Wider inspections in Iran nuke facilities approved by IAEA
The UN nuclear watchdog approved an additional protocol allowing wider inspections in Iran, clearing the way for Tehran to sign on to the new regime, an IAEA spokeswoman disclosed.
The protocol gives IAEA inspectors the right to make unannounced visits to suspect sites, even if the host country has not declared them as open to inspection.
"The board has approved Iran's additional protocol and now it is ready to be signed," Melissa Fleming, a spokeswoman for the International Atomic Energy Agency (IAEA), said Friday, according to AFP.
In Tehran, former president Akbar Hashemi Rafsanjani refreshed vows that Iran would not accept any "oppressive" decision coming out of the meeting of the board of governors of the International Atomic Energy Agency (IAEA).
Rafsanjani, in a sermon at Tehran Friday prayers, said Iran is waiting to see how much the US can influence the IAEA board meeting, and warned against any imprudent decision by the agency regarding Iran's nuclear energy program.

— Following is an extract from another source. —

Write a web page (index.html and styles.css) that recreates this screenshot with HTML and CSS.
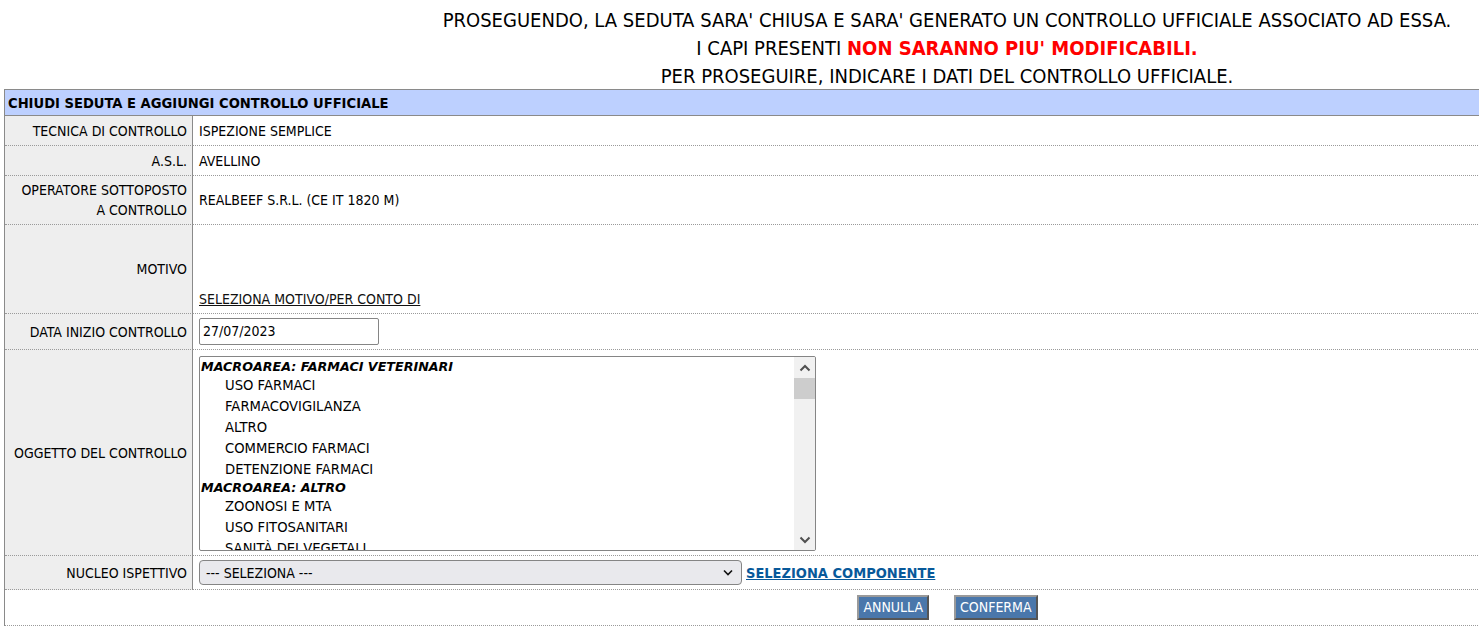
FILE: index.html
```html
<!DOCTYPE html>
<html lang="it">
<head>
<meta charset="utf-8">
<title>Chiudi seduta</title>
<link rel="stylesheet" href="styles.css">
</head>
<body>
<div class="page">
  <div class="notice">
    <div>PROSEGUENDO, LA SEDUTA SARA' CHIUSA E SARA' GENERATO UN CONTROLLO UFFICIALE ASSOCIATO AD ESSA.</div>
    <div>I CAPI PRESENTI <b class="red">NON SARANNO PIU' MODIFICABILI.</b></div>
    <div>PER PROSEGUIRE, INDICARE I DATI DEL CONTROLLO UFFICIALE.</div>
  </div>

  <div class="form">
    <div class="title">CHIUDI SEDUTA E AGGIUNGI CONTROLLO UFFICIALE</div>

    <div class="label r-std">TECNICA DI CONTROLLO</div>
    <div class="value r-std">ISPEZIONE SEMPLICE</div>

    <div class="label r-std">A.S.L.</div>
    <div class="value r-std">AVELLINO</div>

    <div class="label">OPERATORE SOTTOPOSTO<br>A CONTROLLO</div>
    <div class="value">REALBEEF S.R.L. (CE IT 1820 M)</div>

    <div class="label">MOTIVO</div>
    <div class="value motivo">
      <div class="motivo-list"></div>
      <a class="plain-link" href="#">SELEZIONA MOTIVO/PER CONTO DI</a>
    </div>

    <div class="label">DATA INIZIO CONTROLLO</div>
    <div class="value"><div class="input">27/07/2023</div></div>

    <div class="label">OGGETTO DEL CONTROLLO</div>
    <div class="value oggetto">
      <div class="listbox">
        <div class="list-items">
          <div class="group">MACROAREA: FARMACI VETERINARI</div>
          <div class="opt">USO FARMACI</div>
          <div class="opt">FARMACOVIGILANZA</div>
          <div class="opt">ALTRO</div>
          <div class="opt">COMMERCIO FARMACI</div>
          <div class="opt">DETENZIONE FARMACI</div>
          <div class="group">MACROAREA: ALTRO</div>
          <div class="opt">ZOONOSI E MTA</div>
          <div class="opt">USO FITOSANITARI</div>
          <div class="opt">SANITÀ DEI VEGETALI</div>
        </div>
        <div class="scrollbar">
          <div class="sb-btn"><svg width="12" height="8" viewBox="0 0 12 8"><path d="M1.5 6.5 L6 2 L10.5 6.5" fill="none" stroke="#505050" stroke-width="2"/></svg></div>
          <div class="sb-thumb"></div>
          <div class="sb-track"></div>
          <div class="sb-btn"><svg width="12" height="8" viewBox="0 0 12 8"><path d="M1.5 1.5 L6 6 L10.5 1.5" fill="none" stroke="#505050" stroke-width="2"/></svg></div>
        </div>
      </div>
    </div>

    <div class="label">NUCLEO ISPETTIVO</div>
    <div class="value nucleo">
      <div class="select"><span class="select-text">--- SELEZIONA ---</span><svg class="chev" width="10" height="7" viewBox="0 0 10 7"><path d="M1 1.5 L5 5.5 L9 1.5" fill="none" stroke="#111" stroke-width="1.6"/></svg></div>
      <a class="blue-link" href="#">SELEZIONA COMPONENTE</a>
    </div>

    <div class="actions">
      <button class="btn" type="button">ANNULLA</button>
      <button class="btn" type="button">CONFERMA</button>
    </div>
  </div>
</div>
</body>
</html>
```

FILE: styles.css
```css
html, body {
  margin: 0;
  padding: 0;
  background: #fff;
  overflow: hidden;
}
body {
  font-family: "DejaVu Sans Condensed", "DejaVu Sans", sans-serif;
  color: #000;
}
.page {
  width: 1894px;
}
.notice {
  padding-top: 6px;
  text-align: center;
  font-size: 20px;
  line-height: 28px;
}
.notice .red {
  color: #ff0000;
}
.form {
  margin: -1px 4px 0;
  border-left: 1px solid #8a8a8a;
  border-top: 1px solid #8a8a8a;
  display: grid;
  grid-template-columns: 188px 1fr;
  font-size: 14px;
  line-height: 20px;
}
.title {
  grid-column: 1 / 3;
  background: #bdd0ff;
  border-bottom: 1px solid #8a8a8a;
  font-weight: bold;
  font-size: 14.6px;
  height: 25px;
  line-height: 25px;
  padding-left: 3px;
}
.label {
  background: #eeeeee;
  border-right: 1px solid #8a8a8a;
  border-bottom: 1px dotted #9a9a9a;
  display: flex;
  align-items: center;
  justify-content: flex-end;
  text-align: right;
  padding: 4px 5px 4px 5px;
}
.value {
  border-bottom: 1px dotted #9a9a9a;
  display: flex;
  align-items: center;
  padding: 4px 6px;
}
.r-std {
  min-height: 21px;
}
.motivo {
  flex-direction: column;
  align-items: flex-start;
}
.motivo-list {
  height: 60px;
}
.plain-link {
  color: #111;
  text-decoration: underline;
}
.input {
  box-sizing: border-box;
  width: 180px;
  height: 27px;
  border: 1px solid #858585;
  border-radius: 2px;
  padding-left: 3px;
  line-height: 25px;
  font-size: 14px;
}
.oggetto {
  padding-top: 6px;
  padding-bottom: 4px;
}
.listbox {
  box-sizing: border-box;
  width: 617px;
  height: 195px;
  border: 1px solid #858585;
  border-radius: 2px;
  display: flex;
  overflow: hidden;
}
.list-items {
  flex: 1;
  padding-top: 2px;
  font-family: "DejaVu Sans", sans-serif;
  font-size: 13.2px;
  overflow: hidden;
}
.group {
  font-weight: bold;
  font-style: italic;
  font-size: 12.7px;
  height: 16px;
  line-height: 16px;
  padding-left: 1px;
}
.opt {
  height: 21px;
  line-height: 21px;
  padding-left: 25px;
  white-space: nowrap;
}
.scrollbar {
  width: 21px;
  background: #f1f1f1;
  display: flex;
  flex-direction: column;
}
.sb-btn {
  height: 21px;
  display: flex;
  align-items: center;
  justify-content: center;
}
.sb-thumb {
  height: 21px;
  background: #cdcdcd;
}
.sb-track {
  flex: 1;
}
.nucleo {
  gap: 4px;
}
.select {
  box-sizing: border-box;
  width: 543px;
  height: 25px;
  background: #e9e9ed;
  border: 1px solid #858585;
  border-radius: 4px;
  display: flex;
  align-items: center;
  padding: 0 8px 0 6px;
}
.select-text {
  flex: 1;
  white-space: nowrap;
}
.chev {
  flex: none;
}
.blue-link {
  color: #08599a;
  font-weight: bold;
  font-size: 14.5px;
  text-decoration: underline;
  white-space: nowrap;
}
.actions {
  grid-column: 1 / 3;
  border-bottom: 1px dotted #9a9a9a;
  display: flex;
  justify-content: center;
  gap: 25px;
  padding: 5px 0 5px;
  height: 25px;
}
.btn {
  font-family: "DejaVu Sans Condensed", "DejaVu Sans", sans-serif;
  font-size: 14px;
  color: #fff;
  background: #4a77ab;
  border: 2px solid;
  border-color: #9a9a9a #555555 #555555 #9a9a9a;
  padding: 0 4px;
  height: 25px;
  line-height: 19px;
}
```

"The next few hours are the hours of trial. We are waiting to see how much the US can impose its own inhuman and colonial views on the board through threat, coercion and bribing," he said.
"The ball is now in their (IAEA) ground ... if they do bad, the things will be then out of our control, and I hope they take no illogical decision because no oppressive decision can ever deprive Iran from its due rights."
Rafsanjani said Iran has shown good cooperation with the IAEA toward its nuclear energy activities, stressing that Europe as well as IAEA Chief Mohamed Elbaradei were exercising good-will toward that issue.
He added that Iran's performance to foil the propaganda of the US and Israel that Iran is pursuing nuclear weapons had been "very prudent and logical", and renewed Iran's positions that it will not give up its rights to exploit the nuclear industry for peaceful purposes.
"The correct thing that was done was that it was proved to the world that there is no evidence that Iran pursuing nuclear weapons in its scientific and technical movement," said Rafsanjani, who is also the chairman of Iran's Expediency Council (EC).
"They (IAEA inspectors) came and saw wherever they desired and we even told them the things that were not needed to be told. And the IAEA director-general (Mohamed Elbaradei) formally stressed that Iran is not pursuing nuclear weapons."
For its part, the United States accused Iran of trying to make nuclear arms. U.S. Ambassador Kenneth Brill assailed Iran for "violations and lies" that stretched over 18 years, including enriching uranium, processing small amounts of plutonium and other activities.
"Iran systematically and deliberately deceived the IAEA and the international community about these issues for year after year after year," he said. The purpose, he said, was "the pursuit of nuclear weapons."